## [EXERCISE DIRECTIONS]
Each line below should be retyped exactly, with no pictures.

## [MATERIALS PROVIDED]

--- --- ---

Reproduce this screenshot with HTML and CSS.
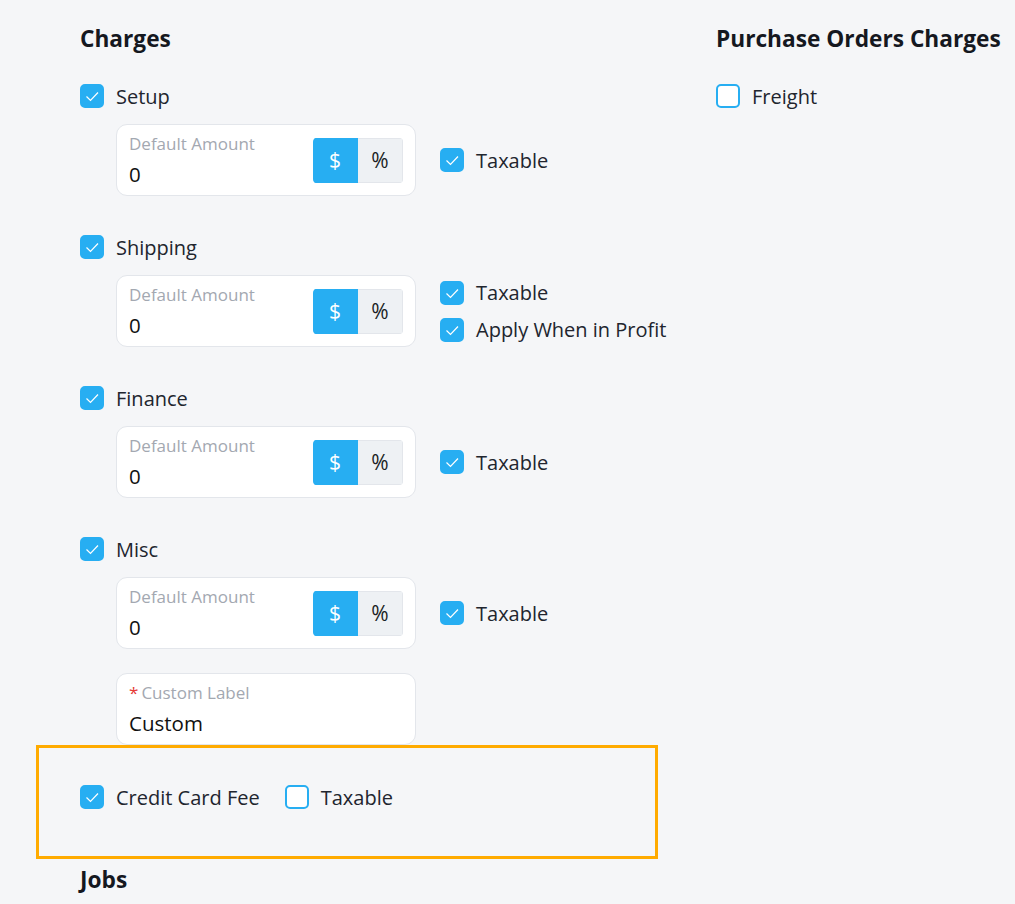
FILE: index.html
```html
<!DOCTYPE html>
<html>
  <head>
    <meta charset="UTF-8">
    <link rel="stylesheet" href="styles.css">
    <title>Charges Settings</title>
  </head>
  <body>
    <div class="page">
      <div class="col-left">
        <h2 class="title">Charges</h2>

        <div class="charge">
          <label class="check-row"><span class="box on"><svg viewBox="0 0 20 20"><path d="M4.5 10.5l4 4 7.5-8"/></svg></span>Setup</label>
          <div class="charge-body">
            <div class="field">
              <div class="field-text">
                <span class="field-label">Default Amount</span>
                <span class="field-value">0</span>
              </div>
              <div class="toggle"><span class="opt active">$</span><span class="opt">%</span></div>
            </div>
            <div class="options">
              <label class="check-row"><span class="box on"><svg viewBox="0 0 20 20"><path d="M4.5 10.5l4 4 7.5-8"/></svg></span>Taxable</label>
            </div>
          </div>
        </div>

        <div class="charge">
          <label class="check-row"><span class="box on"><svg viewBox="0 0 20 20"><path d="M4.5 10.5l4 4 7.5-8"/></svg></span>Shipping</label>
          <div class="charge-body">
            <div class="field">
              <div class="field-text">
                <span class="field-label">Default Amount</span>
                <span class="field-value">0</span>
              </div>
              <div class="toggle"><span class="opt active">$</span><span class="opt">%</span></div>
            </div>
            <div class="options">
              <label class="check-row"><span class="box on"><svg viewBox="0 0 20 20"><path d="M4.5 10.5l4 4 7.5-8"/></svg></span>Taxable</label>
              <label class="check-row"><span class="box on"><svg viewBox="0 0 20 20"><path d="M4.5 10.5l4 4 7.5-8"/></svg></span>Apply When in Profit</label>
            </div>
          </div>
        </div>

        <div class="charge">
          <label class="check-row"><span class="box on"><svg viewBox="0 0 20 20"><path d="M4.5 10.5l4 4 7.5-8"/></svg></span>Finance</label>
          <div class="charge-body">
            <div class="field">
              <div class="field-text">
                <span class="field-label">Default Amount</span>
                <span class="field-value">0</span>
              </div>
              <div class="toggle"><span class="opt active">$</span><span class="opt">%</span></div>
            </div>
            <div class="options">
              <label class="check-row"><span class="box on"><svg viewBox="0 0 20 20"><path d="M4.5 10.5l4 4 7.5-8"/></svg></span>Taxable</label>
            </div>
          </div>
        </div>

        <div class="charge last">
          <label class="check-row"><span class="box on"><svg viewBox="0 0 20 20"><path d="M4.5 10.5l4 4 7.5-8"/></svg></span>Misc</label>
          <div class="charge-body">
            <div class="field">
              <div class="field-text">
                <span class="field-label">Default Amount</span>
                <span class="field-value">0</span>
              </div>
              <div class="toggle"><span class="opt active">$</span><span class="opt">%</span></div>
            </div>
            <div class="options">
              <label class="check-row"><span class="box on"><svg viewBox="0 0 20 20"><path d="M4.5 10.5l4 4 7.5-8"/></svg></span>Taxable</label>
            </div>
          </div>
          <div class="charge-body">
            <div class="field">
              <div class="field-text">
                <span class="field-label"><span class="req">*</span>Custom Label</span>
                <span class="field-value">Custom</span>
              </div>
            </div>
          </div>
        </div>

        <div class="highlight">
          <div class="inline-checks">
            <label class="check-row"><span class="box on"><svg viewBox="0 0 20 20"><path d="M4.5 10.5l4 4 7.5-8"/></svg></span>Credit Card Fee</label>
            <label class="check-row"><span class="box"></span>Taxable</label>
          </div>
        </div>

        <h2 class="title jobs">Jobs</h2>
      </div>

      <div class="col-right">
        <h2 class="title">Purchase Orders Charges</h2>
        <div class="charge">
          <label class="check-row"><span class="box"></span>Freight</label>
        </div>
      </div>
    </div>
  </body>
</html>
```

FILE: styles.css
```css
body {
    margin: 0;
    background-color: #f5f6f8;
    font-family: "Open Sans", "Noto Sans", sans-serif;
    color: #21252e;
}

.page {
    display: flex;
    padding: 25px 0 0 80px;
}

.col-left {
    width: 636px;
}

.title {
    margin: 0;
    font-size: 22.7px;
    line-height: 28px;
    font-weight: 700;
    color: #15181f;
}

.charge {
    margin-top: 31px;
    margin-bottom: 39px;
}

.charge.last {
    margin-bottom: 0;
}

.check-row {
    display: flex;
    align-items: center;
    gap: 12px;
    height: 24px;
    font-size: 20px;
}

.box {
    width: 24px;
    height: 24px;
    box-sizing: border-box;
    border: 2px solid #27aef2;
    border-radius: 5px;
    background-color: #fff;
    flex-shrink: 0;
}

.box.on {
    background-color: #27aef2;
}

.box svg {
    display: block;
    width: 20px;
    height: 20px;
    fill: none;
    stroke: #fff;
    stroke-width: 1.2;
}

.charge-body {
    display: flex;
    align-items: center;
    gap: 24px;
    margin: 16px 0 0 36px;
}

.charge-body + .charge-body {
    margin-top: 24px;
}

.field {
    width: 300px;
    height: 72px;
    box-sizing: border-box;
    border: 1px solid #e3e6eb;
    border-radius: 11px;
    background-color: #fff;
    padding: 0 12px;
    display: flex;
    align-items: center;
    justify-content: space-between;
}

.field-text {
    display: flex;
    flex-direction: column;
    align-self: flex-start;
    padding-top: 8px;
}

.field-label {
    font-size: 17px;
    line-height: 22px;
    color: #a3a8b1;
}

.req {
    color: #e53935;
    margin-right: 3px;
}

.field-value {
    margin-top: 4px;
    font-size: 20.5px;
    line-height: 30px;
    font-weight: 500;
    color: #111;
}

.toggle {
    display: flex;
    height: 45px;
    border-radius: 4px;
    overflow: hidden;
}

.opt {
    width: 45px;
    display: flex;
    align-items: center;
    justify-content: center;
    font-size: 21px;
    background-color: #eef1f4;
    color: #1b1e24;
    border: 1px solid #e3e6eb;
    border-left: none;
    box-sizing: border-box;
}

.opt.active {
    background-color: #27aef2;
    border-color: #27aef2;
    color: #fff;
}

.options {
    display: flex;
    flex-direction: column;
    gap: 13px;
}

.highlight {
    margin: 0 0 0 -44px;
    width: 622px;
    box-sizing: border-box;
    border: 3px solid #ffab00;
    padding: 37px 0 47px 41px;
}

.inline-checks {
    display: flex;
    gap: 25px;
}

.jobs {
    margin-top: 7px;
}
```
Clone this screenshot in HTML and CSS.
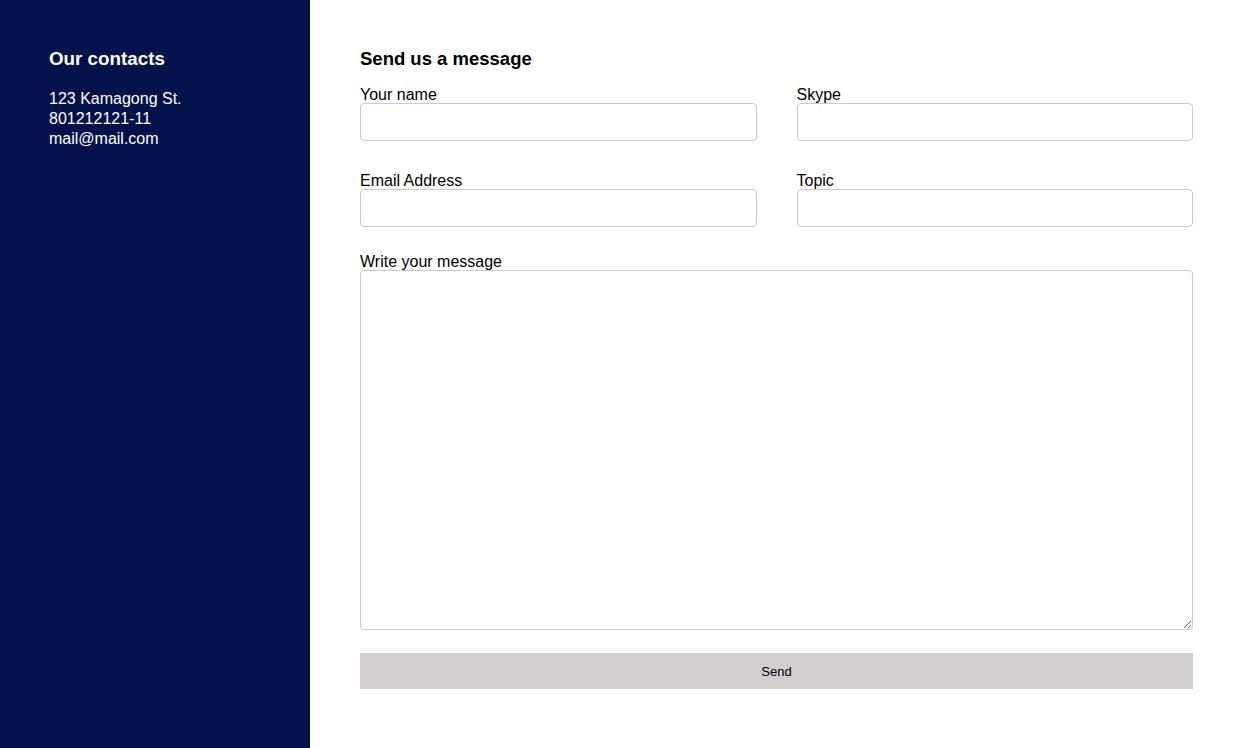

--- --- ---

## [SOLUTION TO THIS PROBLEM]
Reproduce this screenshot with HTML and CSS.
FILE: index.html
```html
<!DOCTYPE html>
<html>
  <head>
    <meta charset="UTF-8">
    <link rel="stylesheet" href="styles.css">
    <title>Charges Settings</title>
  </head>
  <body>
    <div class="page">
      <div class="col-left">
        <h2 class="title">Charges</h2>

        <div class="charge">
          <label class="check-row"><span class="box on"><svg viewBox="0 0 20 20"><path d="M4.5 10.5l4 4 7.5-8"/></svg></span>Setup</label>
          <div class="charge-body">
            <div class="field">
              <div class="field-text">
                <span class="field-label">Default Amount</span>
                <span class="field-value">0</span>
              </div>
              <div class="toggle"><span class="opt active">$</span><span class="opt">%</span></div>
            </div>
            <div class="options">
              <label class="check-row"><span class="box on"><svg viewBox="0 0 20 20"><path d="M4.5 10.5l4 4 7.5-8"/></svg></span>Taxable</label>
            </div>
          </div>
        </div>

        <div class="charge">
          <label class="check-row"><span class="box on"><svg viewBox="0 0 20 20"><path d="M4.5 10.5l4 4 7.5-8"/></svg></span>Shipping</label>
          <div class="charge-body">
            <div class="field">
              <div class="field-text">
                <span class="field-label">Default Amount</span>
                <span class="field-value">0</span>
              </div>
              <div class="toggle"><span class="opt active">$</span><span class="opt">%</span></div>
            </div>
            <div class="options">
              <label class="check-row"><span class="box on"><svg viewBox="0 0 20 20"><path d="M4.5 10.5l4 4 7.5-8"/></svg></span>Taxable</label>
              <label class="check-row"><span class="box on"><svg viewBox="0 0 20 20"><path d="M4.5 10.5l4 4 7.5-8"/></svg></span>Apply When in Profit</label>
            </div>
          </div>
        </div>

        <div class="charge">
          <label class="check-row"><span class="box on"><svg viewBox="0 0 20 20"><path d="M4.5 10.5l4 4 7.5-8"/></svg></span>Finance</label>
          <div class="charge-body">
            <div class="field">
              <div class="field-text">
                <span class="field-label">Default Amount</span>
                <span class="field-value">0</span>
              </div>
              <div class="toggle"><span class="opt active">$</span><span class="opt">%</span></div>
            </div>
            <div class="options">
              <label class="check-row"><span class="box on"><svg viewBox="0 0 20 20"><path d="M4.5 10.5l4 4 7.5-8"/></svg></span>Taxable</label>
            </div>
          </div>
        </div>

        <div class="charge last">
          <label class="check-row"><span class="box on"><svg viewBox="0 0 20 20"><path d="M4.5 10.5l4 4 7.5-8"/></svg></span>Misc</label>
          <div class="charge-body">
            <div class="field">
              <div class="field-text">
                <span class="field-label">Default Amount</span>
                <span class="field-value">0</span>
              </div>
              <div class="toggle"><span class="opt active">$</span><span class="opt">%</span></div>
            </div>
            <div class="options">
              <label class="check-row"><span class="box on"><svg viewBox="0 0 20 20"><path d="M4.5 10.5l4 4 7.5-8"/></svg></span>Taxable</label>
            </div>
          </div>
          <div class="charge-body">
            <div class="field">
              <div class="field-text">
                <span class="field-label"><span class="req">*</span>Custom Label</span>
                <span class="field-value">Custom</span>
              </div>
            </div>
          </div>
        </div>

        <div class="highlight">
          <div class="inline-checks">
            <label class="check-row"><span class="box on"><svg viewBox="0 0 20 20"><path d="M4.5 10.5l4 4 7.5-8"/></svg></span>Credit Card Fee</label>
            <label class="check-row"><span class="box"></span>Taxable</label>
          </div>
        </div>

        <h2 class="title jobs">Jobs</h2>
      </div>

      <div class="col-right">
        <h2 class="title">Purchase Orders Charges</h2>
        <div class="charge">
          <label class="check-row"><span class="box"></span>Freight</label>
        </div>
      </div>
    </div>
  </body>
</html>
```

FILE: styles.css
```css
body {
    margin: 0;
    background-color: #f5f6f8;
    font-family: "Open Sans", "Noto Sans", sans-serif;
    color: #21252e;
}

.page {
    display: flex;
    padding: 25px 0 0 80px;
}

.col-left {
    width: 636px;
}

.title {
    margin: 0;
    font-size: 22.7px;
    line-height: 28px;
    font-weight: 700;
    color: #15181f;
}

.charge {
    margin-top: 31px;
    margin-bottom: 39px;
}

.charge.last {
    margin-bottom: 0;
}

.check-row {
    display: flex;
    align-items: center;
    gap: 12px;
    height: 24px;
    font-size: 20px;
}

.box {
    width: 24px;
    height: 24px;
    box-sizing: border-box;
    border: 2px solid #27aef2;
    border-radius: 5px;
    background-color: #fff;
    flex-shrink: 0;
}

.box.on {
    background-color: #27aef2;
}

.box svg {
    display: block;
    width: 20px;
    height: 20px;
    fill: none;
    stroke: #fff;
    stroke-width: 1.2;
}

.charge-body {
    display: flex;
    align-items: center;
    gap: 24px;
    margin: 16px 0 0 36px;
}

.charge-body + .charge-body {
    margin-top: 24px;
}

.field {
    width: 300px;
    height: 72px;
    box-sizing: border-box;
    border: 1px solid #e3e6eb;
    border-radius: 11px;
    background-color: #fff;
    padding: 0 12px;
    display: flex;
    align-items: center;
    justify-content: space-between;
}

.field-text {
    display: flex;
    flex-direction: column;
    align-self: flex-start;
    padding-top: 8px;
}

.field-label {
    font-size: 17px;
    line-height: 22px;
    color: #a3a8b1;
}

.req {
    color: #e53935;
    margin-right: 3px;
}

.field-value {
    margin-top: 4px;
    font-size: 20.5px;
    line-height: 30px;
    font-weight: 500;
    color: #111;
}

.toggle {
    display: flex;
    height: 45px;
    border-radius: 4px;
    overflow: hidden;
}

.opt {
    width: 45px;
    display: flex;
    align-items: center;
    justify-content: center;
    font-size: 21px;
    background-color: #eef1f4;
    color: #1b1e24;
    border: 1px solid #e3e6eb;
    border-left: none;
    box-sizing: border-box;
}

.opt.active {
    background-color: #27aef2;
    border-color: #27aef2;
    color: #fff;
}

.options {
    display: flex;
    flex-direction: column;
    gap: 13px;
}

.highlight {
    margin: 0 0 0 -44px;
    width: 622px;
    box-sizing: border-box;
    border: 3px solid #ffab00;
    padding: 37px 0 47px 41px;
}

.inline-checks {
    display: flex;
    gap: 25px;
}

.jobs {
    margin-top: 7px;
}
```
Clone this screenshot in HTML and CSS.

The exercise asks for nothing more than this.